" Chris and Robert -
The primary literary antecedent for Apocalypse Now was not a poem, but a poetic novel - Conrad's Heart of Darkness - with the Marlon Brando character a stand-in for Kurtz."
I know this. My point was that the poem read by Brando has its epigraph taken from the novel on which the movie is based. So Brando's Kurtz -- he was named Kurtz, wasn't he? -- was reading from a poem in which he was named in the epigraph.
Clay, A.I., yes, thank you.
To justify my making this post, I will now type out a poem about movies.
The Invisible Man
We are kids with orange Jujubes stuck to our chins
and licorice sticks snaking out of our jeans pockets,
and we see him, or rather don't see him, when the bandages
uncoil from his face and lo, there's nothing between
the hat and suit. It is wonderful, this pure nothing,
but we begin to be troubled by the paradoxes of non-existence
(Can he pee? If he itches, can he scratch? If he eats
Milk Duds, do they disappear?). Sure, standing around
in the girls' lockerroom unobserved or floating erasers
in math class, who could resist, but the enigma
of sheer absence, the loss of the body, of who we are,
continues to grind against us even into the Roy Rogers
western that follows. The pungent Vista Vision embodiments
of good and evil--this clear-eyed young man with watermelon
voice and high principles, the fat, unshaven dipshits
with no respect for old ladies or hard-working Baptist
farmers--none of this feels quite solid anymore. Granted,
it's the world as the world appears, but provisional somehow,
a shadow, a ghost, dragging behind every rustled cow
or runaway stagecoach, and though afterwards the cloud
of insubstantiality lifts and fades as we stroll out
grimacing into the hard sunlight, there is that
slight tremble of deja-vu years later in Philosophy 412
as Professor Caws mumbles on about essence and existence,
being and nothingness, and Happy Trails to You echoes
from the far end of the hall.
...........................................In The Invisible Man
sometimes we could see the thread or thin wire that lifted
the gun from the thief's hand, and at the Hearst mansion
only days ago a sign explained that the orchestra
of Leonard Slye entertained the zillionaire and his Hollywood
friends on spring evenings caressed by ocean breezes
and the scent of gardenias. you can almost see them swaying
to Mood Indigo or Cherokee, champagne glasses in hand:
Chaplin, Gable, Marion Davies, Herman Mankiewicz,
and cruising large as the Titanic, William Randolph Hearst,
Citizen Kane himself.
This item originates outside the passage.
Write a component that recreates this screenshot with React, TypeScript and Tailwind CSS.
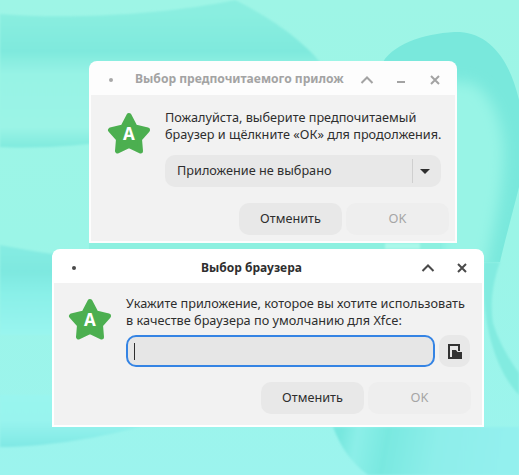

Leonard Slye sees this, too, along with
the Roman statuary and rare medieval tapestries, and thinks
someday, someday, and becomes invisible so that he
can appear later as Roy Rogers and make movies in
Victorville, California, where Mankiewicz and Orson Welles
will write the story of an enormous man who misplaced
his childhood and tried to call it back on his death-bed.
O Leonard Slye, lifting Roy's six-gun from its holster,
O Hearst, dreaming of Rosebud and raping the castles of Europe,
O America, with your dreams of money and power,
small boys sit before your movie screens invisible
to themselves, waiting for the next episode, in which they
stumble blind into daylight and the body of the world.